The Hand Implements

By Danilo John Thomas


 

The Cupboard
November 2017


Reviewed by Kevin Weidner


 

Let us imagine that somewhere out in this conflicted, inflicted country of ours, people are feeling down and out. Goodness how the mind wanders then, doesn't it? We think of Appalachia, of the Rust Belt, of Detroit, Atlanta, Dallas, Chicago, of those gutted interiors of many of the American cities, of the economic fizzle of most of the rural communities spread across the landscape, dotting the riversides, the reservoir banks, the oil and gas pipelines and the mines. Oh, the mines.

This is the landscape of Danilo Thomas's The Hand Implements, a landscape influenced by a history and a presence of mining—the landscape of Montana, of the Great American West. In fact, the first lines of the book set us squarely down: "The day hung scored and cornflower over the Mission Mountains. Pine char tinted the air. The continuous lapping of water drummed the shores of Flathead Lake." In each of the five stories included here, we are never far from a gallus frame or a vacant mine yard, a screwdriver factory or exposed rebar.

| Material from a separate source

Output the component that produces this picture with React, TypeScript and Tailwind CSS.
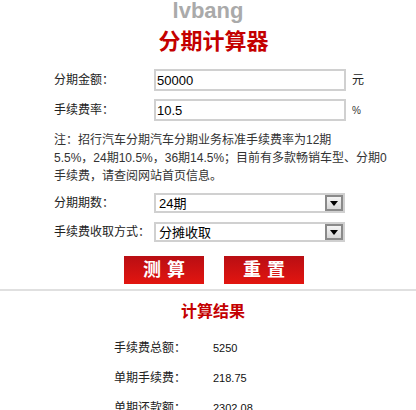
import React, { useState } from 'react';

const FONT = { fontFamily: '"Liberation Sans", "Noto Sans CJK SC", sans-serif' };

const ArrowBox: React.FC = () => (
  <div className="flex h-full w-[18px] items-center justify-center border-2 border-[#8a8a8a] bg-gradient-to-b from-[#f4f4f4] to-[#d6d6d6]">
    <svg width="8" height="5" viewBox="0 0 8 5">
      <path d="M0 0 H8 L4 5 Z" fill="#000" />
    </svg>
  </div>
);

const FakeSelect: React.FC<{ value: string }> = ({ value }) => (
  <div className="flex h-[20px] w-[191px] items-center justify-between border-2 border-[#d0d0d0] bg-white">
    <span className="pl-[3px] text-[13px] leading-none text-black">{value}</span>
    <ArrowBox />
  </div>
);

export default function App() {
  const [amount, setAmount] = useState('50000');
  const [rate, setRate] = useState('10.5');

  const results = [
    { label: '手续费总额：', value: '5250' },
    { label: '单期手续费：', value: '218.75' },
    { label: '单期还款额：', value: '2302.08' },
  ];

  return (
    <div className="h-[410px] w-[416px] overflow-hidden bg-white text-[12px] text-[#222]" style={FONT}>
      {/* header */}
      <div className="text-center text-[22px] font-bold leading-[22px] text-[#aaaaaa]" style={{ fontFamily: '"Liberation Sans", sans-serif' }}>
        lvbang
      </div>
      <h1 className="mt-[5px] pl-[11px] text-center text-[22px] font-bold leading-[30px] text-[#c40000]">分期计算器</h1>

      {/* form */}
      <div className="pl-[54px] pt-[12px]">
        <div className="flex items-center">
          <span className="w-[100px]">分期金额：</span>
          <input
            value={amount}
            onChange={(e) => setAmount(e.target.value)}
            className="h-[22px] w-[192px] border-2 border-[#d0d0d0] px-[1px] text-[13px] text-black outline-none"
          />
          <span className="ml-[6px]">元</span>
        </div>
        <div className="mt-[8px] flex items-center">
          <span className="w-[100px]">手续费率：</span>
          <input
            value={rate}
            onChange={(e) => setRate(e.target.value)}
            className="h-[22px] w-[192px] border-2 border-[#d0d0d0] px-[1px] text-[13px] text-black outline-none"
          />
          <span className="ml-[6px] text-[10px] text-[#333]">%</span>
        </div>

        <p className="mt-[10px] whitespace-nowrap leading-[18px] text-[#333]">
          注：招行汽车分期汽车分期业务标准手续费率为12期
          <br />
          5.5%，24期10.5%，36期14.5%；目前有多款畅销车型、分期0
          <br />
          手续费，请查阅网站首页信息。
        </p>

        <div className="mt-[8px] flex items-center">
          <span className="w-[100px]">分期期数：</span>
          <FakeSelect value="24期" />
        </div>
        <div className="mt-[9px] flex items-center">
          <span className="w-[100px]">手续费收取方式：</span>
          <FakeSelect value="分摊收取" />
        </div>
      </div>

      {/* buttons */}
      <div className="mt-[14px] flex justify-center gap-[20px] pl-[12px]">
        <button className="h-[28px] w-[80px] bg-gradient-to-b from-[#b90e13] to-[#e3150f] pl-[6px] text-[18px] font-bold tracking-[6px] text-white">
          测算
        </button>
        <button className="h-[28px] w-[80px] bg-gradient-to-b from-[#b90e13] to-[#e3150f] pl-[6px] text-[18px] font-bold tracking-[6px] text-white">
          重置
        </button>
      </div>

      <div className="mt-[5px] h-[2px] bg-[#e0e0e0]" />

      {/* results */}
      <h2 className="mt-[10px] pl-[10px] text-center text-[16px] font-bold leading-[22px] text-[#c40000]">计算结果</h2>
      <div className="mt-[10px] pl-[114px]">
        {results.map((r) => (
          <div key={r.label} className="flex h-[30px] items-center">
            <span className="w-[99px]">{r.label}</span>
            <span className="text-[11px] text-[#111]">{r.value}</span>
          </div>
        ))}
      </div>
    </div>
  );
}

So it is through this world that Thomas's characters travel—men who are in their prime or more likely past it, men who are fleetingly living their dreams or remembering them. The most apt metaphor from the book itself arises in the story "Orichalchi :: Of Copper," a modular story that follows an unnamed character referred to only as "the grappler." A star wrestler of his high school, a state champion ("He is much celebrated at home"), he has his choice of university to attend. As the story puts it, "The grappler has options." This in itself sets him apart in the town. After leaving the state for school, he (of course) quickly squanders his opportunity: "The cans in his room collapse in his callused hands as he wastes, and he wastes." Returning home to haul trash with other men, he seeks something of his former glory by joining local MMA matches. And here is the key passage:

He brings home one thousand dollar purses. He brings home gashes in his face. The doctors keep pieces of a fractured orbital, a cracked sphenoid, a broken hand. They give the grappler small plates and small screws. His cauliflowered ears, no longer defended by the thin walls of plastic headgear, turn to a jelly that he has to drain nightly.

Out of school, the man is no longer defended by what might have defended him in youth. And what is it exactly that defends us in youth? The stories in Thomas's chapbook suggest that it is the dream of becoming something, the sense, as one narrator puts it, that we are "destined for greater things." This hope acts as a wall of defense, however thin. But the reality on the other side is different, is rude and jarring. And in the world of these stories, it is often violent. 

These stories lay bare the violence of these men's lives, and Thomas is adept at describing the violence in a blunt and gruesome way, at once disturbing and as a matter of course. Take, for instance, an incident with a screwdriver in "Torque and Slippage":

Keebles stabbed him in the face. The steel tip of the screwdriver glanced off the man's forehead. Metal met skull and turned Keebles' wrist. The shank tore across the man's orbital and into the fat of his cheek. The man dropped the bat and started screaming, the screwdriver threaded through his face like an upholstery needle.

It might be easy to become mired in the violence of Thomas's stories, the maleness of it all—certainly other readers can, will, and should ruminate on this aspect—but for me, rather than the mutilation of flesh and bodies, it is the disfiguration of the characters' interior selves that makes these stories so stirring.

They are not unreflective characters. Indeed, they are acutely aware of their stations and muse on their particular and shared realities, often entering the realm of the existential. "The same old concerns with death," the narrator describes dispassionately in "Weathered Shells: A Triptych," and then he specifies, "When and how and will we have lived up to our claims?" And explicitly in "Torque and Slippage": "Why do we do anything? The existential is constant with thee, world."

The disfiguration, then, is a loss of that youthful hope. And how to deal with that disfigured hope? Some characters cling to it and its remembrance. As one lies dying, he describes, "Montana's famous sky tightens slowly down on me, all the stars pivoting, and I swear those stones glisten at attainable distances." Another, in "Hammers Are the Domestic Tools," suggests that some peace might come through resignation and acceptance. He notes how some pleasure might be gained from the rhythm of a life "in a house you've worked to own with a wife you've worked to woo and love and keep loving. This makes you appreciate your life, the rhythm of it."

Somehow the resignation seems sadder than the former option, to cling and swear and insist. But the final story, "Rend," makes clear through a third person narrator what the unfortunate reality is for these men. As high school athletes throw a graduation party and relish in their glory, they one day hope to go back, "not yet understanding they will never be able to."

Yes, there is an inevitability to the lives of these men ("the inevitability of mountains"), which comes in no small part from the land and landscape that Thomas builds beneath their feet, where "ranchers couldn't stop the cows from shitting, the shit from attracting flies, the flies from biting."